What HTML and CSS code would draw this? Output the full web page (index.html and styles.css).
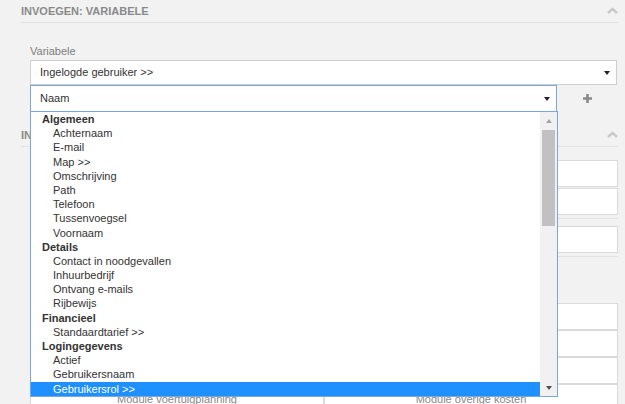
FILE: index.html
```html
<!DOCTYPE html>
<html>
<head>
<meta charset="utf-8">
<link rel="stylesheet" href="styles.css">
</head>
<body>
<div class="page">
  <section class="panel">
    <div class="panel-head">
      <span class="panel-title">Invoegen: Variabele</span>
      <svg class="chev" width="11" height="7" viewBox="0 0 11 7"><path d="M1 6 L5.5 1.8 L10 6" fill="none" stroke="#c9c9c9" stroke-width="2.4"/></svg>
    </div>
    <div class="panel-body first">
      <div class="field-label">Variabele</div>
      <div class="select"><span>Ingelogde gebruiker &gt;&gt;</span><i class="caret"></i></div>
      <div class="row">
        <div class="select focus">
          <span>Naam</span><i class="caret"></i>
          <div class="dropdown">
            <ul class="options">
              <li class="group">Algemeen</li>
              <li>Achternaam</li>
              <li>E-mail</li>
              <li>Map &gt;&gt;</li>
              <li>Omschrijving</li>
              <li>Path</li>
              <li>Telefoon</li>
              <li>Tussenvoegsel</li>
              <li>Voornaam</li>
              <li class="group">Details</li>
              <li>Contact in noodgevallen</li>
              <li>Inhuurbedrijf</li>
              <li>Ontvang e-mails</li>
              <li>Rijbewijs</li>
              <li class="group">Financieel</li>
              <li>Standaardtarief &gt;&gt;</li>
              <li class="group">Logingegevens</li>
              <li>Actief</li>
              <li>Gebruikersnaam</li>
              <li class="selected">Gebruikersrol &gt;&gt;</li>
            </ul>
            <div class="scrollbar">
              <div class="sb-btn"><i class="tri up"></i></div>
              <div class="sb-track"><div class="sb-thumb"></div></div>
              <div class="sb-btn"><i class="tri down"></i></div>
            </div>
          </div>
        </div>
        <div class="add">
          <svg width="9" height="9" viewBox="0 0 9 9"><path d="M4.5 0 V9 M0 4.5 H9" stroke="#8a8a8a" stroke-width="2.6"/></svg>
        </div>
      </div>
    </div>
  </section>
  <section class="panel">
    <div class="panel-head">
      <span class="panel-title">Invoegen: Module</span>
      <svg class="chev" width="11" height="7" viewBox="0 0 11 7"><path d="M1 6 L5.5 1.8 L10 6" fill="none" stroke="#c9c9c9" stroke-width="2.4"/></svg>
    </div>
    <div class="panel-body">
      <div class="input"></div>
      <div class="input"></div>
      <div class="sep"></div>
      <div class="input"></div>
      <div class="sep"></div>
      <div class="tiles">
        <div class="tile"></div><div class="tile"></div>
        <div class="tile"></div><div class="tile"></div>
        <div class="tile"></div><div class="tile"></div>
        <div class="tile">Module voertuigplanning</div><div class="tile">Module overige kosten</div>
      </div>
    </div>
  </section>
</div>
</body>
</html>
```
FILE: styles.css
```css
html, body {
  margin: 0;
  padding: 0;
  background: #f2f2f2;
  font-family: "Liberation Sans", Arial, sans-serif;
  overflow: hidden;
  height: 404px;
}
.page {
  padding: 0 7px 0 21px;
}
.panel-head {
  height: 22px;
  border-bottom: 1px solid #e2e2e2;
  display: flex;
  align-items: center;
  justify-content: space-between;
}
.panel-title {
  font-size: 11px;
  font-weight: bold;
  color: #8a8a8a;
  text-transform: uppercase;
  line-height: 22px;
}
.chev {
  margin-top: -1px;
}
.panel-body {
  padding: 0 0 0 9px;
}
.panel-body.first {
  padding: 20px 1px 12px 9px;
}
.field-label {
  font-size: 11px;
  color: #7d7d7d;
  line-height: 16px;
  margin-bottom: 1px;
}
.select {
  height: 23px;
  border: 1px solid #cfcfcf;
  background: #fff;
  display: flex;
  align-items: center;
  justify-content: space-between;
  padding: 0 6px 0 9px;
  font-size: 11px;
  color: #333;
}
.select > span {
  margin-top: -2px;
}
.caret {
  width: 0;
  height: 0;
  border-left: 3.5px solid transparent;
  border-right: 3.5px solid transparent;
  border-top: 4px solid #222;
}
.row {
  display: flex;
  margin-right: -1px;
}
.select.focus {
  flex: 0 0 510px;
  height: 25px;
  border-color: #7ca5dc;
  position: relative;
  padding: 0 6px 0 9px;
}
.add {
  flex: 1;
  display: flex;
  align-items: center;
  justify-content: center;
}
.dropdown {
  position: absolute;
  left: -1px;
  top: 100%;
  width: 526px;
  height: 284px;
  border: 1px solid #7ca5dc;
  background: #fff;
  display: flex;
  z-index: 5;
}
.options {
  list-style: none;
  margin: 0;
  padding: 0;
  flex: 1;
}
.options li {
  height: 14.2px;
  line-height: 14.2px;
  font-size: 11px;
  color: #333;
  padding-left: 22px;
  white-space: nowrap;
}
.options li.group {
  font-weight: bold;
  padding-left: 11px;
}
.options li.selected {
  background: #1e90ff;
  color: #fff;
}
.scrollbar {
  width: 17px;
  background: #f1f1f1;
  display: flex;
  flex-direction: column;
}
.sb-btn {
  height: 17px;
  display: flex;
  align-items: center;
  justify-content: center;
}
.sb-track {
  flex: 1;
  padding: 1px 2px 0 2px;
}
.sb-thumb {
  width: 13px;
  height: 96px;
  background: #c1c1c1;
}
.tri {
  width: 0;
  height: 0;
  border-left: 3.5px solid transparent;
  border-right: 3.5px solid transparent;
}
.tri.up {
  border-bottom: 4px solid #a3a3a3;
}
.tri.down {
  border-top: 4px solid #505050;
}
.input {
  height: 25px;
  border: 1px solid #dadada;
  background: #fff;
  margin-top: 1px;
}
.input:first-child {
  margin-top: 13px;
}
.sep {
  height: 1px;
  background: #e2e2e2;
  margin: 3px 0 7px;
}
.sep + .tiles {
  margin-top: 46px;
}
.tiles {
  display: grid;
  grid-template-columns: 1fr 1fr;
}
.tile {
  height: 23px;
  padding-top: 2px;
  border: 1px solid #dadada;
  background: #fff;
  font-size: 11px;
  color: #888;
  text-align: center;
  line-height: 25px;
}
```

SHORT TASK:
Look through the listing above. Pick out each line with "index" and copy it.

RESPONSE:
What HTML and CSS code would draw this? Output the full web page (index.html and styles.css).
FILE: index.html
  z-index: 5;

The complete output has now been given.